Cooking shows are the best. The chefs on the show are cooking in these clean, picturesque kitchens that never get messy. The equipment is newly polished, bright and gleaming. The ingredients are fresh and untouched, brightly colored fruits and bottles beautifully accenting the picture as if they were placed just for that purpose.
Then the chef walks in. His/her knives look new. (I wish I had PA’s to sharpen and polish my knives before I cooked.) He chops quickly and effortlessly, explaining his actions all the while. The dish comes together quickly without any piece being overcooked. When it’s done, it’s elegantly presented in clean dishes with no water stains. Then they dig in and enjoy.
Now, the people on cooking shows have the best equipment, most expensive ingredients, and years of training and skill development. But there’s a trick they have that good chefs and restaurants employ that we can all apply. The technique is
MISE EN PLACE
Mise en place simply means putting everything in place. Before a chef starts cooking, they prepare the necessary ingredients – washing, slicing, chopping, dicing – so that when they start cooking, everything is ready in nice little bowls.

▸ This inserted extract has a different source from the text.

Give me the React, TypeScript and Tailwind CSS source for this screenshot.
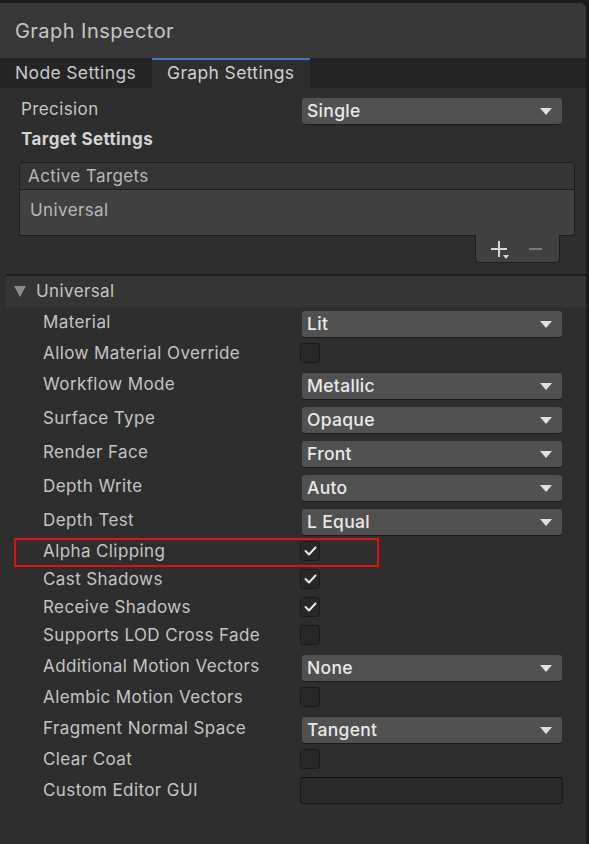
import React from "react";

const Arrow = () => (
  <svg width="12" height="7" viewBox="0 0 12 7" className="shrink-0">
    <polygon points="0,0 12,0 6,7" fill="#e0e0e0" />
  </svg>
);

const Dropdown = ({ value }: { value: string }) => (
  <div className="w-[260px] h-[26px] rounded-[3px] bg-[#515151] shadow-[0_1px_0_#1c1c1c] flex items-center justify-between pl-[5px] pr-[10px]">
    <span className="text-[17.5px] tracking-[0.3px] font-medium text-[#e8e8e8] leading-none">{value}</span>
    <Arrow />
  </div>
);

const Check = ({ checked }: { checked?: boolean }) => (
  <div className="w-[20px] h-[20px] -ml-[2px] rounded-[3px] bg-[#282828] border border-[#1c1c1c] flex items-center justify-center">
    {checked && (
      <svg width="13" height="10" viewBox="0 0 13 10">
        <polyline points="1.5,5 5,8.5 11.5,1.5" fill="none" stroke="#e8e8e8" strokeWidth="2" strokeLinecap="round" strokeLinejoin="round" />
      </svg>
    )}
  </div>
);

type Row = { label: string; kind: "dd" | "cb" | "tf"; value?: string; checked?: boolean };

const rows: Row[] = [
  { label: "Material", kind: "dd", value: "Lit" },
  { label: "Allow Material Override", kind: "cb" },
  { label: "Workflow Mode", kind: "dd", value: "Metallic" },
  { label: "Surface Type", kind: "dd", value: "Opaque" },
  { label: "Render Face", kind: "dd", value: "Front" },
  { label: "Depth Write", kind: "dd", value: "Auto" },
  { label: "Depth Test", kind: "dd", value: "L Equal" },
  { label: "Alpha Clipping", kind: "cb", checked: true },
  { label: "Cast Shadows", kind: "cb", checked: true },
  { label: "Receive Shadows", kind: "cb", checked: true },
  { label: "Supports LOD Cross Fade", kind: "cb" },
  { label: "Additional Motion Vectors", kind: "dd", value: "None" },
  { label: "Alembic Motion Vectors", kind: "cb" },
  { label: "Fragment Normal Space", kind: "dd", value: "Tangent" },
  { label: "Clear Coat", kind: "cb" },
  { label: "Custom Editor GUI", kind: "tf" },
];

const labelCls = "w-[296px] pl-[37px] text-[17px] tracking-[0.4px] text-[#c4c4c4] leading-none";

const PropRow = ({ r }: { r: Row }) => {
  if (r.kind === "dd") {
    return (
      <div className="h-[34px] flex items-center">
        <div className={labelCls + " -mt-[3px]"}>{r.label}</div>
        <Dropdown value={r.value!} />
      </div>
    );
  }
  if (r.kind === "cb") {
    return (
      <div className="h-[28px] flex items-start pt-[2px]">
        <div className={labelCls + " h-[20px] flex items-center"}>{r.label}</div>
        <Check checked={r.checked} />
      </div>
    );
  }
  return (
    <div className="h-[34px] flex items-start pt-[2px]">
      <div className={labelCls + " h-[27px] flex items-center"}>{r.label}</div>
      <div className="w-[263px] -ml-[2px] h-[27px] rounded-[3px] bg-[#2a2a2a] border border-[#1a1a1a] border-t-[#121212]" />
    </div>
  );
};

export default function App() {
  return (
    <div
      className="w-[589px] h-[844px] bg-[#1a1a1a] pt-[3px] pr-[3px] overflow-hidden relative"
      style={{ fontFamily: "Inter, 'Noto Sans', sans-serif" }}
    >
      <div className="h-full rounded-tr-[6px] bg-[#2e2e2e] flex flex-col overflow-hidden">
        {/* Title */}
        <div className="h-[55px] bg-[#383838] flex items-center px-[15px] shrink-0">
          <span className="text-[20px] tracking-[0.45px] text-[#c6c6c6] leading-none">Graph Inspector</span>
        </div>
        {/* Tabs */}
        <div className="h-[30px] bg-[#252525] flex shrink-0">
          <div className="w-[152px] pl-[15px] flex items-center text-[17.5px] tracking-[0.35px] text-[#c8c8c8] leading-none">Node Settings</div>
          <div className="w-[158px] bg-[#2e2e2e] border-t-2 border-[#3b7ac4] pl-[15px] flex items-center text-[17.5px] tracking-[0.35px] text-[#d0d0d0] leading-none">
            <span className="-mt-[2px]">Graph Settings</span>
          </div>
        </div>
        {/* Body */}
        <div className="flex flex-col pt-[6px]">
          <div className="h-[34px] flex items-center">
            <div className="w-[302px] pl-[21px] text-[17px] tracking-[0.4px] text-[#c4c4c4] leading-none -mt-[3px]">Precision</div>
            <Dropdown value="Single" />
          </div>
          <div className="h-[22px] flex items-center pl-[21px] text-[17px] tracking-[0.4px] font-bold text-[#d4d4d4] leading-none">Target Settings</div>
          {/* Active Targets list */}
          <div className="mt-[12px] ml-[19px] w-[556px] flex flex-col">
            <div className="h-[28px] bg-[#353535] border border-[#1e1e1e] rounded-t-[4px] flex items-center pl-[8px] text-[17px] tracking-[0.4px] text-[#b8b8b8] leading-none">
              Active Targets
            </div>
            <div className="h-[46px] bg-[#414141] border border-t-0 border-[#1e1e1e] rounded-b-[3px] flex items-center pl-[10px] text-[17px] tracking-[0.4px] text-[#b8b8b8] leading-none">
              <span className="-mt-[4px]">Universal</span>
            </div>
            <div className="ml-[456px] w-[85px] h-[28px] bg-[#414141] border border-t-0 border-[#1e1e1e] rounded-b-[4px] flex items-center pl-[14px] -mt-[1px]">
              <div className="relative w-[18px] h-[18px]">
                <svg width="18" height="18" viewBox="0 0 18 18" className="absolute left-0 top-0">
                  <rect x="8" y="1" width="2" height="16" fill="#d8d8d8" />
                  <rect x="1" y="8" width="16" height="2" fill="#d8d8d8" />
                </svg>
                <svg width="6" height="4" viewBox="0 0 6 4" className="absolute left-[13px] top-[15px]">
                  <polygon points="0,0 6,0 3,4" fill="#d8d8d8" />
                </svg>
              </div>
              <div className="ml-[21px] w-[13px] h-[2px] bg-[#7c7c7c]" />
            </div>
          </div>
          {/* Universal section */}
          <div className="mt-[11px] ml-[6px] h-[2px] bg-[#1e1e1e]" />
          <div className="ml-[6px] h-[31px] bg-[#353535] flex items-center">
            <svg width="12" height="11" viewBox="0 0 12 11" className="ml-[8px]">
              <polygon points="0,0 12,0 6,11" fill="#8a8a8a" />
            </svg>
            <span className="ml-[10px] text-[17px] tracking-[0.4px] text-[#c4c4c4] leading-none">Universal</span>
          </div>
          <div className="ml-[6px] flex flex-col">
            {rows.map((r) => (
              <PropRow key={r.label} r={r} />
            ))}
          </div>
        </div>
      </div>
      {/* annotation highlight */}
      <div className="absolute left-[14px] top-[538px] w-[365px] h-[29px] border-2 border-[#e01010] pointer-events-none" />
    </div>
  );
}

That’s what lets the people on cooking shows get things done so quickly. All of the stuff they need to get done is finished before the camera rolls. All that remains is to throw everything together.
We also can practice our own version of mise en place wherever we work. All it involves is thinking ahead of time of what we’ll need and preparing them so they’re handy. As a campus missionary, I can’t imagine that there would ever be a time where one could be bored. There’s always something else we could be working on. We could be reading and improving our skills. We could be meeting with people and developing deeper relationships. We can definitely pray and gain strength from our relationship with God.
When I observe people that I respect and admire – leaders in their field, excellent both at work and at home, whose lives have made an impact for the better – one sees that much of what we admire is only the tip of the iceberg. What lies beneath the surface are years of preparation – mise en place, if you will. They prepare relentlessly and the world gets to watch and marvel as they throw everything together.
So don’t be wasting time. Bring out your knife and chopping board and so that you can have things mise en place.